#### YOUR GOAL:
List all lines in the material below that contain "screenshot".

#### PROVIDED ENTRIES:
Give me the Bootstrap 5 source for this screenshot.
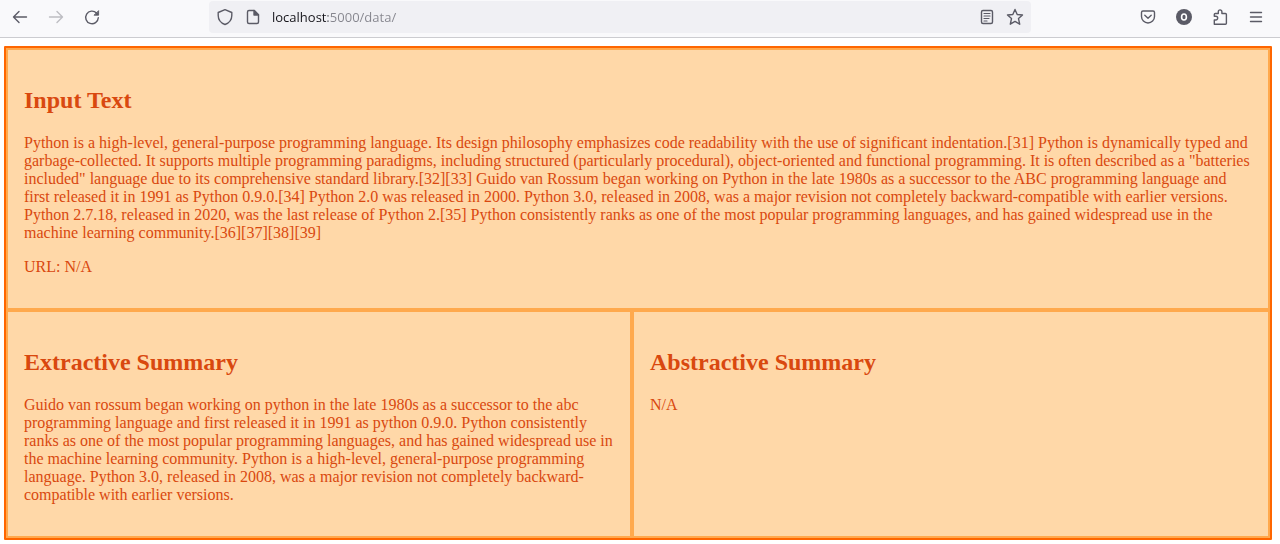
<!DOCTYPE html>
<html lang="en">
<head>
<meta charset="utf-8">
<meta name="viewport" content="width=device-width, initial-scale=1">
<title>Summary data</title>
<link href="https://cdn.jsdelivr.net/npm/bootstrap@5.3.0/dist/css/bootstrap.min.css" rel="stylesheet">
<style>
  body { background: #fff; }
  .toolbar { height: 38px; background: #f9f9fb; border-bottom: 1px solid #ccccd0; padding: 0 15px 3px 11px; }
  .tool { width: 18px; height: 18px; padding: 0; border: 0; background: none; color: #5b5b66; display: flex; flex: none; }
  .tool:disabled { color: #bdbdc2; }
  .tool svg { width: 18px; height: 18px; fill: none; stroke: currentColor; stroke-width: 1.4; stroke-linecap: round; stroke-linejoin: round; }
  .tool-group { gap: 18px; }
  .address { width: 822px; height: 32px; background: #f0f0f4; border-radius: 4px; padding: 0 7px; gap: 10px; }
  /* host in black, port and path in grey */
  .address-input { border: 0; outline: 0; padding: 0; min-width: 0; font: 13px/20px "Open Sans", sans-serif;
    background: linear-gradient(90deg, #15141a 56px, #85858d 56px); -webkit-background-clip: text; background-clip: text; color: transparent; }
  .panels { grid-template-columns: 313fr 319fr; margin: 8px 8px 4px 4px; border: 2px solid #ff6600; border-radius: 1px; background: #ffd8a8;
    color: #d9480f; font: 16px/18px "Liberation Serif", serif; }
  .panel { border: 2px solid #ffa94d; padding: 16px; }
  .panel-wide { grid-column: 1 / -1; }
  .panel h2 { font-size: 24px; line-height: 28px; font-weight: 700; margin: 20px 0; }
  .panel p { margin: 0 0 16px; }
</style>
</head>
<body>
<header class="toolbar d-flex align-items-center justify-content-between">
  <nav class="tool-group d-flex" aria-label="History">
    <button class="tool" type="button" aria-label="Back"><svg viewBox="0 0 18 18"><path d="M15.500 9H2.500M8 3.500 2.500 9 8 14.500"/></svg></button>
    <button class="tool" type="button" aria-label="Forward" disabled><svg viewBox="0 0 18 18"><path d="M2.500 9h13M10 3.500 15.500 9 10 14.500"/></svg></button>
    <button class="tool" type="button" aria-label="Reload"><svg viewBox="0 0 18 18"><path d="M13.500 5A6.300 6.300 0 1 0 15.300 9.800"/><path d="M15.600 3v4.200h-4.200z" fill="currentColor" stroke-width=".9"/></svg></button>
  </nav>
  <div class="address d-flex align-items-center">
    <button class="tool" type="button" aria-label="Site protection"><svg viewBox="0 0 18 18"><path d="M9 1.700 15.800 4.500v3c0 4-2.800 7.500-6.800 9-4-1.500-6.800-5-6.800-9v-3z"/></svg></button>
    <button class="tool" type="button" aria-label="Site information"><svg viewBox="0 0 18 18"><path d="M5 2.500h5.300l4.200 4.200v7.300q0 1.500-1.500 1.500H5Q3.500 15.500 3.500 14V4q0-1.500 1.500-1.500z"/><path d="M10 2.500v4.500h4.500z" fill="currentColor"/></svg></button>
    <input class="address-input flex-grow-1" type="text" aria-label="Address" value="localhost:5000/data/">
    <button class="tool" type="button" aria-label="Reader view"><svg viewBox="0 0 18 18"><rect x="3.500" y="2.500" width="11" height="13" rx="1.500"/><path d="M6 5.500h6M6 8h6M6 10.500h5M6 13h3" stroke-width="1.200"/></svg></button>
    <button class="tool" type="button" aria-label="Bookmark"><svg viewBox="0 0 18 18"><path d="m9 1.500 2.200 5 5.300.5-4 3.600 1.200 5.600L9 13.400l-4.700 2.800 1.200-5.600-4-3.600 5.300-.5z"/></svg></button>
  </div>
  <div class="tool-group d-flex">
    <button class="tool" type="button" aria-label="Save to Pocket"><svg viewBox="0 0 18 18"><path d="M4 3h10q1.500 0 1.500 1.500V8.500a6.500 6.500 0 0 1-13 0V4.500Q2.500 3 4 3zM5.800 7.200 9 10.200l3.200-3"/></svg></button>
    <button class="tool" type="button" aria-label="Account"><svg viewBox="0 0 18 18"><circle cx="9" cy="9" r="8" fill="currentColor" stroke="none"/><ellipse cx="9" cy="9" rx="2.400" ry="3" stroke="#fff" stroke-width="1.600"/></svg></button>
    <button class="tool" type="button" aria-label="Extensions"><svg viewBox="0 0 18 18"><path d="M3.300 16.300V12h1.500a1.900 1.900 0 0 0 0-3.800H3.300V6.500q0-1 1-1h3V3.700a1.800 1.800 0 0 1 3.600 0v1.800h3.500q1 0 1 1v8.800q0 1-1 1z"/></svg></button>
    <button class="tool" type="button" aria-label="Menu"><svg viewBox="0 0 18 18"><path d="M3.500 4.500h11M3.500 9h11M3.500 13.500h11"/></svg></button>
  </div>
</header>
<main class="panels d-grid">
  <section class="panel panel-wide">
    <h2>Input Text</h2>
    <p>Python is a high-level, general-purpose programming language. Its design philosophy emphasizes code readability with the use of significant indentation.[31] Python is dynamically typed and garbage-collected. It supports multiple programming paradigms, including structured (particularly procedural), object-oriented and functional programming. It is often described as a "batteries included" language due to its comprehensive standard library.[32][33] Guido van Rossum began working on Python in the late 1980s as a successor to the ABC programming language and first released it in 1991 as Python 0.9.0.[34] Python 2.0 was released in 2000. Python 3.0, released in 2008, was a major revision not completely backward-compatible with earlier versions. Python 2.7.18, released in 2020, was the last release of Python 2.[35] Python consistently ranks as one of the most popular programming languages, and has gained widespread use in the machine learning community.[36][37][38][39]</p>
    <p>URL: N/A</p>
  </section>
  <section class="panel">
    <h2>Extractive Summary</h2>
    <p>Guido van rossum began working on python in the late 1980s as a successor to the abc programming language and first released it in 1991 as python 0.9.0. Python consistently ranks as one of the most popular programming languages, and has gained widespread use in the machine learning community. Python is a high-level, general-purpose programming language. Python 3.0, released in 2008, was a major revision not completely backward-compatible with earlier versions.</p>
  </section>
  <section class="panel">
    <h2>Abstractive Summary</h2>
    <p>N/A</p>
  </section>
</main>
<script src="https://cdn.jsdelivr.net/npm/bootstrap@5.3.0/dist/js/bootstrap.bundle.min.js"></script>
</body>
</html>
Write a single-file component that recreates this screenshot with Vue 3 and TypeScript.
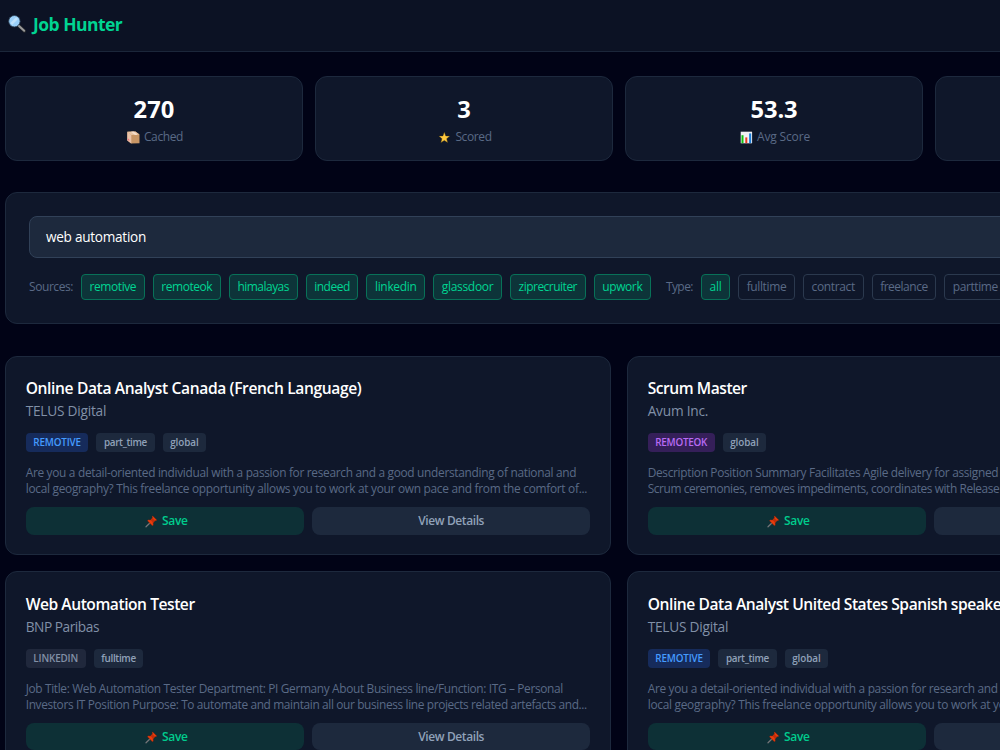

#### EXPECTED ANSWER:
Give me the Bootstrap 5 source for this screenshot.
Write a single-file component that recreates this screenshot with Vue 3 and TypeScript.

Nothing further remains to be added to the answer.